SET TASK — Will you extract the entries word for word? Images should not appear in the copy.

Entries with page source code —
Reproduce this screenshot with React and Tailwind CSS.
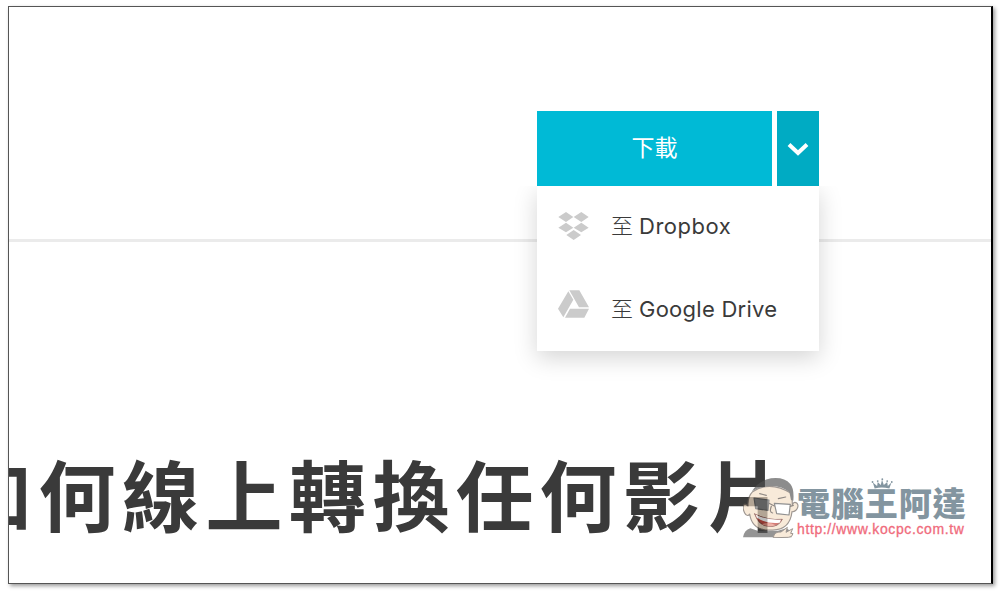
function DropboxIcon() {
  return (
    <svg className="h-7 w-[31px] shrink-0 fill-[#cbcbcb]" viewBox="0 0 93 84">
      <path d="M24 0 46 15 24 30 1 15Z M70 0 92 15 70 30 47 15Z M24 32 46 47 24 61 1 47Z M70 32 92 47 70 61 47 47Z M47 54 69 69 47 84 25 69Z" />
    </svg>
  )
}

function DriveIcon() {
  return (
    <svg className="mb-[10px] h-7 w-[31px] shrink-0 fill-[#cbcbcb]" viewBox="0 0 93 84">
      <path d="M31 4 46 29 16 82 0 56Z M34 1H64L93 52H63Z M36 56H93L79 83H21Z" />
    </svg>
  )
}

function MenuItem({ icon, name, spacing }) {
  return (
    <button className="flex h-[83px] w-full items-center pl-[21px] text-left text-[22px] text-[#3a3a3a]">
      {icon}
      <span className="mb-[4px] ml-[22px] mr-[6px] font-['Noto_Sans_CJK_TC',sans-serif] font-light leading-none">至</span>
      <span className={`whitespace-nowrap font-['Inter','Liberation_Sans',sans-serif] leading-none ${spacing}`}>{name}</span>
    </button>
  )
}

function DownloadButton() {
  return (
    <div className="relative flex w-[282px] gap-[5px]">
      <button className="h-[75px] w-[235px] bg-[#00bad6] pb-[5px] font-['Noto_Sans_CJK_TC',sans-serif] text-[23px] font-normal text-white">
        下載
      </button>
      <button className="flex h-[75px] w-[42px] items-center justify-center bg-[#00abc3]">
        <svg className="mt-px h-[14px] w-[22px] fill-none stroke-white stroke-[4]" viewBox="0 0 22 14">
          <path d="M2 2.5 11 11 20 2.5" />
        </svg>
      </button>
      <div className="absolute left-0 top-[75px] h-[165px] w-[282px] bg-white shadow-[0_7px_22px_rgba(0,0,0,0.17)] [clip-path:inset(0_-40px_-50px_-40px)]">
        <div className="-mt-0.5">
          <MenuItem icon={<DropboxIcon />} name="Dropbox" spacing="tracking-[0.5px]" />
          <MenuItem icon={<DriveIcon />} name="Google Drive" spacing="tracking-[0.25px]" />
        </div>
      </div>
    </div>
  )
}

function Mascot() {
  return (
    <svg className="h-[60px] w-14 shrink-0" viewBox="0 0 168 180" strokeLinecap="round" strokeLinejoin="round">
      <g opacity="0.65">
        <path d="M0 178Q4 156 22 151L48 160 105 158 130 151Q144 157 146 178Z" fill="#5c5c5c" />
        <path d="M15 84C0 68-3 90 5 105 10 116 18 113 20 108 25 143 49 158 84 156 120 158 143 139 147 101 161 103 170 83 161 75 154 70 149 75 148 82L147 47Q80 6 29 41Q13 57 15 84Z" fill="#f5dfc6" stroke="#6b6058" strokeWidth="3.5" />
        <path d="M27 40Q45 8 84 1 123-4 142 18 154 32 151 68L144 66 139 42Q116 24 87 24 50 25 27 40Z" fill="#505050" />
        <path d="M33 60 78 66 75 97 38 92Z" fill="#777" stroke="#555" strokeWidth="3.5" />
        <path d="M94 76 142 79 138 111 101 107Z" fill="white" stroke="#555" strokeWidth="3.5" />
        <path d="M78 76 94 84M142 85 151 82M50 47 70 52M106 62 128 57M85 85Q78 103 89 105" fill="none" stroke="#554b43" strokeWidth="3.5" />
        <path d="M35 108Q73 128 118 124 106 148 78 145 47 144 35 108Z" fill="#c0392f" stroke="#6d3028" strokeWidth="3" />
        <path d="M38 110Q74 128 114 125L110 134Q70 138 42 119Z" fill="white" />
        <path d="M56 139Q77 129 98 142Q77 149 56 139Z" fill="#e58a79" />
        <path d="M91 178Q94 160 114 162L133 148 129 163 149 152 143 166 150 167Q148 178 137 178Z" fill="#f5dfc6" stroke="#6b6058" strokeWidth="3" />
      </g>
    </svg>
  )
}

function Crown() {
  return (
    <svg className="absolute left-[74px] top-0 h-[11px] w-[22px] fill-[#8395a0]" viewBox="0 0 72 36">
      <path d="M12 34 6 15 20 26 22 13 32 23 36 6 42 23 53 13 55 26 67 15 60 34Q35 28 12 34Z" />
      <circle cx="5" cy="13" r="3" /><circle cx="22" cy="10" r="3" /><circle cx="37" cy="4" r="3" />
      <circle cx="53" cy="10" r="3" /><circle cx="68" cy="13" r="3" />
    </svg>
  )
}

function Watermark() {
  return (
    <div className="absolute left-[734px] top-[471px] flex">
      <Mascot />
      <div className="relative -ml-0.5 w-[170px]">
        <Crown />
        <div className="mt-[6px] whitespace-nowrap font-['Noto_Sans_CJK_TC',sans-serif] text-[33px] font-black leading-[36px] tracking-[0.9px] text-[#8395a0]">電腦王阿達</div>
        <div className="mt-[2px] whitespace-nowrap font-['Liberation_Sans',sans-serif] text-[14px] leading-[15px] tracking-[0.62px] text-[#f06b7c] [-webkit-text-stroke:0.3px_#f06b7c]">http://www.kocpc.com.tw</div>
      </div>
    </div>
  )
}

export default function App() {
  return (
    <div className="h-[591px] w-[1000px] overflow-hidden bg-white pl-2 pt-1.5">
      <main className="relative h-[578px] w-[985px] overflow-hidden border border-r-2 border-[#555] border-r-black bg-white shadow-[2px_2px_4px_rgba(0,0,0,0.4)]">
        <section className="h-[235px] border-b-[3px] border-[#ebebeb] pl-[528px] pt-[104px]">
          <DownloadButton />
        </section>
        <h1 className="-ml-[54px] mt-[193px] whitespace-nowrap font-['Noto_Sans_CJK_TC',sans-serif] text-[77px] font-bold leading-[116px] tracking-[6.5px] text-[#3a3a3a]">
          如何線上轉換任何影片
        </h1>
        <Watermark />
      </main>
    </div>
  )
}
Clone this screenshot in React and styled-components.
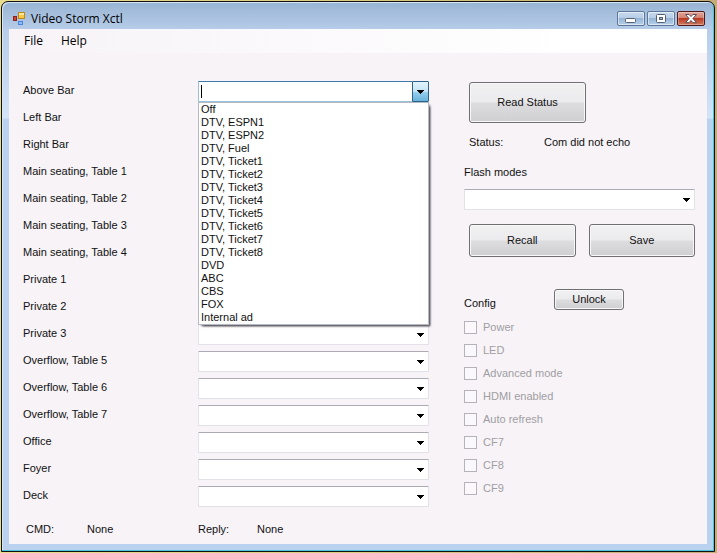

OUTPUT FOR THIS TASK —
Reproduce this screenshot with React and Tailwind CSS.
function DropboxIcon() {
  return (
    <svg className="h-7 w-[31px] shrink-0 fill-[#cbcbcb]" viewBox="0 0 93 84">
      <path d="M24 0 46 15 24 30 1 15Z M70 0 92 15 70 30 47 15Z M24 32 46 47 24 61 1 47Z M70 32 92 47 70 61 47 47Z M47 54 69 69 47 84 25 69Z" />
    </svg>
  )
}

function DriveIcon() {
  return (
    <svg className="mb-[10px] h-7 w-[31px] shrink-0 fill-[#cbcbcb]" viewBox="0 0 93 84">
      <path d="M31 4 46 29 16 82 0 56Z M34 1H64L93 52H63Z M36 56H93L79 83H21Z" />
    </svg>
  )
}

function MenuItem({ icon, name, spacing }) {
  return (
    <button className="flex h-[83px] w-full items-center pl-[21px] text-left text-[22px] text-[#3a3a3a]">
      {icon}
      <span className="mb-[4px] ml-[22px] mr-[6px] font-['Noto_Sans_CJK_TC',sans-serif] font-light leading-none">至</span>
      <span className={`whitespace-nowrap font-['Inter','Liberation_Sans',sans-serif] leading-none ${spacing}`}>{name}</span>
    </button>
  )
}

function DownloadButton() {
  return (
    <div className="relative flex w-[282px] gap-[5px]">
      <button className="h-[75px] w-[235px] bg-[#00bad6] pb-[5px] font-['Noto_Sans_CJK_TC',sans-serif] text-[23px] font-normal text-white">
        下載
      </button>
      <button className="flex h-[75px] w-[42px] items-center justify-center bg-[#00abc3]">
        <svg className="mt-px h-[14px] w-[22px] fill-none stroke-white stroke-[4]" viewBox="0 0 22 14">
          <path d="M2 2.5 11 11 20 2.5" />
        </svg>
      </button>
      <div className="absolute left-0 top-[75px] h-[165px] w-[282px] bg-white shadow-[0_7px_22px_rgba(0,0,0,0.17)] [clip-path:inset(0_-40px_-50px_-40px)]">
        <div className="-mt-0.5">
          <MenuItem icon={<DropboxIcon />} name="Dropbox" spacing="tracking-[0.5px]" />
          <MenuItem icon={<DriveIcon />} name="Google Drive" spacing="tracking-[0.25px]" />
        </div>
      </div>
    </div>
  )
}

function Mascot() {
  return (
    <svg className="h-[60px] w-14 shrink-0" viewBox="0 0 168 180" strokeLinecap="round" strokeLinejoin="round">
      <g opacity="0.65">
        <path d="M0 178Q4 156 22 151L48 160 105 158 130 151Q144 157 146 178Z" fill="#5c5c5c" />
        <path d="M15 84C0 68-3 90 5 105 10 116 18 113 20 108 25 143 49 158 84 156 120 158 143 139 147 101 161 103 170 83 161 75 154 70 149 75 148 82L147 47Q80 6 29 41Q13 57 15 84Z" fill="#f5dfc6" stroke="#6b6058" strokeWidth="3.5" />
        <path d="M27 40Q45 8 84 1 123-4 142 18 154 32 151 68L144 66 139 42Q116 24 87 24 50 25 27 40Z" fill="#505050" />
        <path d="M33 60 78 66 75 97 38 92Z" fill="#777" stroke="#555" strokeWidth="3.5" />
        <path d="M94 76 142 79 138 111 101 107Z" fill="white" stroke="#555" strokeWidth="3.5" />
        <path d="M78 76 94 84M142 85 151 82M50 47 70 52M106 62 128 57M85 85Q78 103 89 105" fill="none" stroke="#554b43" strokeWidth="3.5" />
        <path d="M35 108Q73 128 118 124 106 148 78 145 47 144 35 108Z" fill="#c0392f" stroke="#6d3028" strokeWidth="3" />
        <path d="M38 110Q74 128 114 125L110 134Q70 138 42 119Z" fill="white" />
        <path d="M56 139Q77 129 98 142Q77 149 56 139Z" fill="#e58a79" />
        <path d="M91 178Q94 160 114 162L133 148 129 163 149 152 143 166 150 167Q148 178 137 178Z" fill="#f5dfc6" stroke="#6b6058" strokeWidth="3" />
      </g>
    </svg>
  )
}

function Crown() {
  return (
    <svg className="absolute left-[74px] top-0 h-[11px] w-[22px] fill-[#8395a0]" viewBox="0 0 72 36">
      <path d="M12 34 6 15 20 26 22 13 32 23 36 6 42 23 53 13 55 26 67 15 60 34Q35 28 12 34Z" />
      <circle cx="5" cy="13" r="3" /><circle cx="22" cy="10" r="3" /><circle cx="37" cy="4" r="3" />
      <circle cx="53" cy="10" r="3" /><circle cx="68" cy="13" r="3" />
    </svg>
  )
}

function Watermark() {
  return (
    <div className="absolute left-[734px] top-[471px] flex">
      <Mascot />
      <div className="relative -ml-0.5 w-[170px]">
        <Crown />
        <div className="mt-[6px] whitespace-nowrap font-['Noto_Sans_CJK_TC',sans-serif] text-[33px] font-black leading-[36px] tracking-[0.9px] text-[#8395a0]">電腦王阿達</div>
        <div className="mt-[2px] whitespace-nowrap font-['Liberation_Sans',sans-serif] text-[14px] leading-[15px] tracking-[0.62px] text-[#f06b7c] [-webkit-text-stroke:0.3px_#f06b7c]">http://www.kocpc.com.tw</div>
      </div>
    </div>
  )
}

export default function App() {
  return (
    <div className="h-[591px] w-[1000px] overflow-hidden bg-white pl-2 pt-1.5">
      <main className="relative h-[578px] w-[985px] overflow-hidden border border-r-2 border-[#555] border-r-black bg-white shadow-[2px_2px_4px_rgba(0,0,0,0.4)]">
        <section className="h-[235px] border-b-[3px] border-[#ebebeb] pl-[528px] pt-[104px]">
          <DownloadButton />
        </section>
        <h1 className="-ml-[54px] mt-[193px] whitespace-nowrap font-['Noto_Sans_CJK_TC',sans-serif] text-[77px] font-bold leading-[116px] tracking-[6.5px] text-[#3a3a3a]">
          如何線上轉換任何影片
        </h1>
        <Watermark />
      </main>
    </div>
  )
}
Clone this screenshot in React and styled-components.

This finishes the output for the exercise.